-- begin MATERIAL TO PROCESS --

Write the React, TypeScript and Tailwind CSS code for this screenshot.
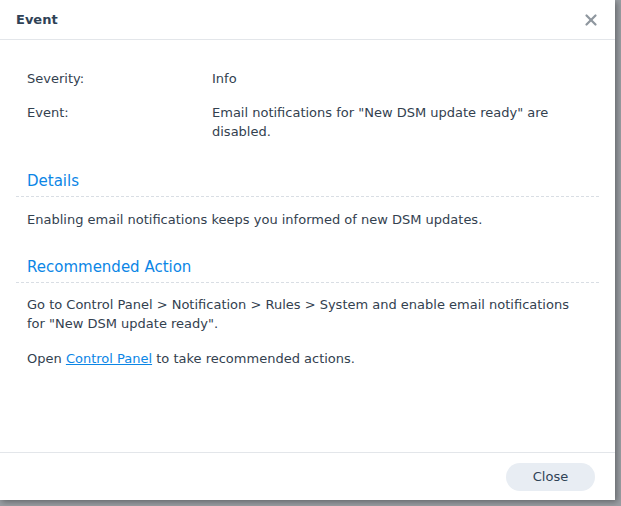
import { X } from "lucide-react";

// ─── Data ────────────────────────────────────────────────────────────────────

const rows = [
  { label: "Severity:", value: "Info" },
  { label: "Event:", value: 'Email notifications for "New DSM update ready" are disabled.' },
];

// ─── Section title ───────────────────────────────────────────────────────────

const SectionTitle = ({ children }: { children: string }) => (
  <div className="border-b border-dashed border-[#d9dee4] pl-[11px] pb-[5px] text-[15px] leading-[20px] text-[#0b86e6]">
    {children}
  </div>
);

export default function App() {
  return (
    <div
      className="w-[621px] h-[506px] bg-[#9a9ea3] overflow-hidden text-[13px] text-[#33414f]"
      style={{ fontFamily: "Verdana, 'DejaVu Sans', sans-serif" }}
    >
      <div className="w-[615px] h-[500px] bg-white flex flex-col shadow-[2px_2px_6px_rgba(0,0,0,0.35)]">
        {/* Header */}
        <div className="h-[40px] shrink-0 flex items-center justify-between pl-[16px] pr-[15px] border-b border-[#e3e6ea]">
          <span className="font-bold text-[13px] text-[#2f4256]">Event</span>
          <X size={18} strokeWidth={3} className="text-[#8f979f]" />
        </div>

        {/* Body */}
        <div className="flex-1 px-[16px] pt-[29px]">
          <div className="pl-[11px] flex flex-col gap-[15px]">
            {rows.map((r) => (
              <div key={r.label} className="flex leading-[19px]">
                <span className="w-[185px] shrink-0">{r.label}</span>
                <span className="w-[370px]">{r.value}</span>
              </div>
            ))}
          </div>

          <div className="mt-[30px]">
            <SectionTitle>Details</SectionTitle>
            <p className="pl-[11px] pt-[13px] leading-[19px]">
              Enabling email notifications keeps you informed of new DSM updates.
            </p>
          </div>

          <div className="mt-[28px]">
            <SectionTitle>Recommended Action</SectionTitle>
            <p className="pl-[11px] pt-[12px] leading-[19px] pr-[16px]">
              Go to Control Panel &gt; Notification &gt; Rules &gt; System and enable email notifications for "New DSM update ready".
            </p>
            <p className="pl-[11px] pt-[16px] leading-[19px]">
              Open{" "}
              <a href="#" className="text-[#0b86e6] underline">
                Control Panel
              </a>{" "}
              to take recommended actions.
            </p>
          </div>
        </div>

        {/* Footer */}
        <div className="h-[48px] shrink-0 border-t border-[#e3e6ea] flex items-center justify-end pr-[20px]">
          <button className="w-[89px] h-[28px] rounded-full bg-[#e8edf3] text-[#2f4256] text-[13px]">
            Close
          </button>
        </div>
      </div>
    </div>
  );
}
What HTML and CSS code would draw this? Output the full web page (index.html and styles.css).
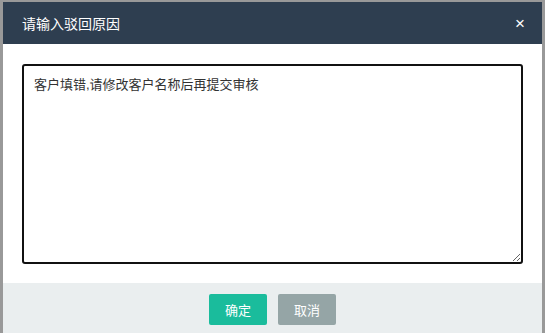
FILE: index.html
```html
<!DOCTYPE html>
<html lang="zh-CN">
<head>
  <meta charset="UTF-8" />
  <title>请输入驳回原因</title>
  <link rel="stylesheet" href="styles.css">
</head>
<body>
  <div class="dialog">
    <div class="dialog-header">
      <span class="dialog-title">请输入驳回原因</span>
      <span class="dialog-close">×</span>
    </div>
    <div class="dialog-body">
      <textarea class="reason">客户填错,请修改客户名称后再提交审核</textarea>
    </div>
    <div class="dialog-footer">
      <button class="btn btn-ok">确定</button>
      <button class="btn btn-cancel">取消</button>
    </div>
  </div>
</body>
</html>
```

FILE: styles.css
```css
html, body {
  margin: 0;
  height: 100%;
  background: #999;
  font-family: "Liberation Sans", "Noto Sans CJK SC", sans-serif;
  overflow: hidden;
}
body {
  display: flex;
  flex-direction: column;
  padding: 2px 3px 0 3px;
  box-sizing: border-box;
}
.dialog {
  flex: 1;
  background: #fff;
  display: flex;
  flex-direction: column;
}
.dialog-header {
  height: 42px;
  flex-shrink: 0;
  background: #2e3e50;
  color: #fff;
  display: flex;
  align-items: center;
  justify-content: space-between;
  padding: 0 17px 0 19px;
}
.dialog-title {
  font-size: 14px;
}
.dialog-close {
  font-size: 17px;
  line-height: 1;
}
.dialog-body {
  padding: 20px 19px 19px 19px;
}
.reason {
  display: block;
  width: 100%;
  height: 200px;
  box-sizing: border-box;
  border: 2px solid #111;
  border-radius: 3px;
  padding: 8px 10px;
  font-family: "Liberation Sans", "Noto Sans CJK SC", sans-serif;
  font-size: 13px;
  color: #333;
  outline: none;
}
.dialog-footer {
  flex: 1;
  background: #eaeeef;
  display: flex;
  justify-content: center;
  align-items: flex-start;
  gap: 11px;
  padding-top: 11px;
}
.btn {
  width: 58px;
  height: 31px;
  border: none;
  border-radius: 2px;
  color: #fff;
  font-size: 13px;
  font-family: "Liberation Sans", "Noto Sans CJK SC", sans-serif;
  padding: 0;
}
.btn-ok {
  background: #1abc9c;
}
.btn-cancel {
  background: #95a5a6;
}
```
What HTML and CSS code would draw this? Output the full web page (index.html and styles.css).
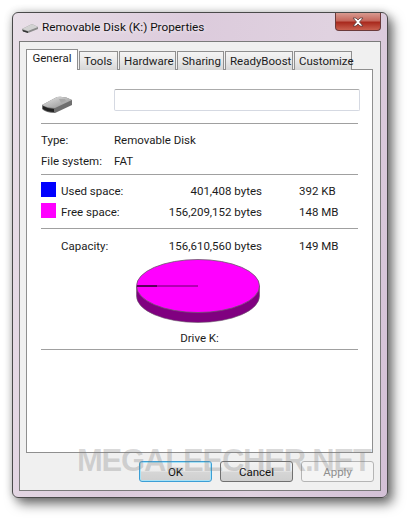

-- end MATERIAL TO PROCESS --

• WORK INSTRUCTIONS:
Copy each line in full and exactly, omitting any picture.

• PROBLEM SOLUTION:
Write the React, TypeScript and Tailwind CSS code for this screenshot.
import { X } from "lucide-react";

// ─── Data ────────────────────────────────────────────────────────────────────

const rows = [
  { label: "Severity:", value: "Info" },
  { label: "Event:", value: 'Email notifications for "New DSM update ready" are disabled.' },
];

// ─── Section title ───────────────────────────────────────────────────────────

const SectionTitle = ({ children }: { children: string }) => (
  <div className="border-b border-dashed border-[#d9dee4] pl-[11px] pb-[5px] text-[15px] leading-[20px] text-[#0b86e6]">
    {children}
  </div>
);

export default function App() {
  return (
    <div
      className="w-[621px] h-[506px] bg-[#9a9ea3] overflow-hidden text-[13px] text-[#33414f]"
      style={{ fontFamily: "Verdana, 'DejaVu Sans', sans-serif" }}
    >
      <div className="w-[615px] h-[500px] bg-white flex flex-col shadow-[2px_2px_6px_rgba(0,0,0,0.35)]">
        {/* Header */}
        <div className="h-[40px] shrink-0 flex items-center justify-between pl-[16px] pr-[15px] border-b border-[#e3e6ea]">
          <span className="font-bold text-[13px] text-[#2f4256]">Event</span>
          <X size={18} strokeWidth={3} className="text-[#8f979f]" />
        </div>

        {/* Body */}
        <div className="flex-1 px-[16px] pt-[29px]">
          <div className="pl-[11px] flex flex-col gap-[15px]">
            {rows.map((r) => (
              <div key={r.label} className="flex leading-[19px]">
                <span className="w-[185px] shrink-0">{r.label}</span>
                <span className="w-[370px]">{r.value}</span>
              </div>
            ))}
          </div>

          <div className="mt-[30px]">
            <SectionTitle>Details</SectionTitle>
            <p className="pl-[11px] pt-[13px] leading-[19px]">
              Enabling email notifications keeps you informed of new DSM updates.
            </p>
          </div>

          <div className="mt-[28px]">
            <SectionTitle>Recommended Action</SectionTitle>
            <p className="pl-[11px] pt-[12px] leading-[19px] pr-[16px]">
              Go to Control Panel &gt; Notification &gt; Rules &gt; System and enable email notifications for "New DSM update ready".
            </p>
            <p className="pl-[11px] pt-[16px] leading-[19px]">
              Open{" "}
              <a href="#" className="text-[#0b86e6] underline">
                Control Panel
              </a>{" "}
              to take recommended actions.
            </p>
          </div>
        </div>

        {/* Footer */}
        <div className="h-[48px] shrink-0 border-t border-[#e3e6ea] flex items-center justify-end pr-[20px]">
          <button className="w-[89px] h-[28px] rounded-full bg-[#e8edf3] text-[#2f4256] text-[13px]">
            Close
          </button>
        </div>
      </div>
    </div>
  );
}
What HTML and CSS code would draw this? Output the full web page (index.html and styles.css).
FILE: index.html
```html
<!DOCTYPE html>
<html lang="zh-CN">
<head>
  <meta charset="UTF-8" />
  <title>请输入驳回原因</title>
  <link rel="stylesheet" href="styles.css">
</head>
<body>
  <div class="dialog">
    <div class="dialog-header">
      <span class="dialog-title">请输入驳回原因</span>
      <span class="dialog-close">×</span>
    </div>
    <div class="dialog-body">
      <textarea class="reason">客户填错,请修改客户名称后再提交审核</textarea>
    </div>
    <div class="dialog-footer">
      <button class="btn btn-ok">确定</button>
      <button class="btn btn-cancel">取消</button>
    </div>
  </div>
</body>
</html>
```

FILE: styles.css
```css
html, body {
  margin: 0;
  height: 100%;
  background: #999;
  font-family: "Liberation Sans", "Noto Sans CJK SC", sans-serif;
  overflow: hidden;
}
body {
  display: flex;
  flex-direction: column;
  padding: 2px 3px 0 3px;
  box-sizing: border-box;
}
.dialog {
  flex: 1;
  background: #fff;
  display: flex;
  flex-direction: column;
}
.dialog-header {
  height: 42px;
  flex-shrink: 0;
  background: #2e3e50;
  color: #fff;
  display: flex;
  align-items: center;
  justify-content: space-between;
  padding: 0 17px 0 19px;
}
.dialog-title {
  font-size: 14px;
}
.dialog-close {
  font-size: 17px;
  line-height: 1;
}
.dialog-body {
  padding: 20px 19px 19px 19px;
}
.reason {
  display: block;
  width: 100%;
  height: 200px;
  box-sizing: border-box;
  border: 2px solid #111;
  border-radius: 3px;
  padding: 8px 10px;
  font-family: "Liberation Sans", "Noto Sans CJK SC", sans-serif;
  font-size: 13px;
  color: #333;
  outline: none;
}
.dialog-footer {
  flex: 1;
  background: #eaeeef;
  display: flex;
  justify-content: center;
  align-items: flex-start;
  gap: 11px;
  padding-top: 11px;
}
.btn {
  width: 58px;
  height: 31px;
  border: none;
  border-radius: 2px;
  color: #fff;
  font-size: 13px;
  font-family: "Liberation Sans", "Noto Sans CJK SC", sans-serif;
  padding: 0;
}
.btn-ok {
  background: #1abc9c;
}
.btn-cancel {
  background: #95a5a6;
}
```
What HTML and CSS code would draw this? Output the full web page (index.html and styles.css).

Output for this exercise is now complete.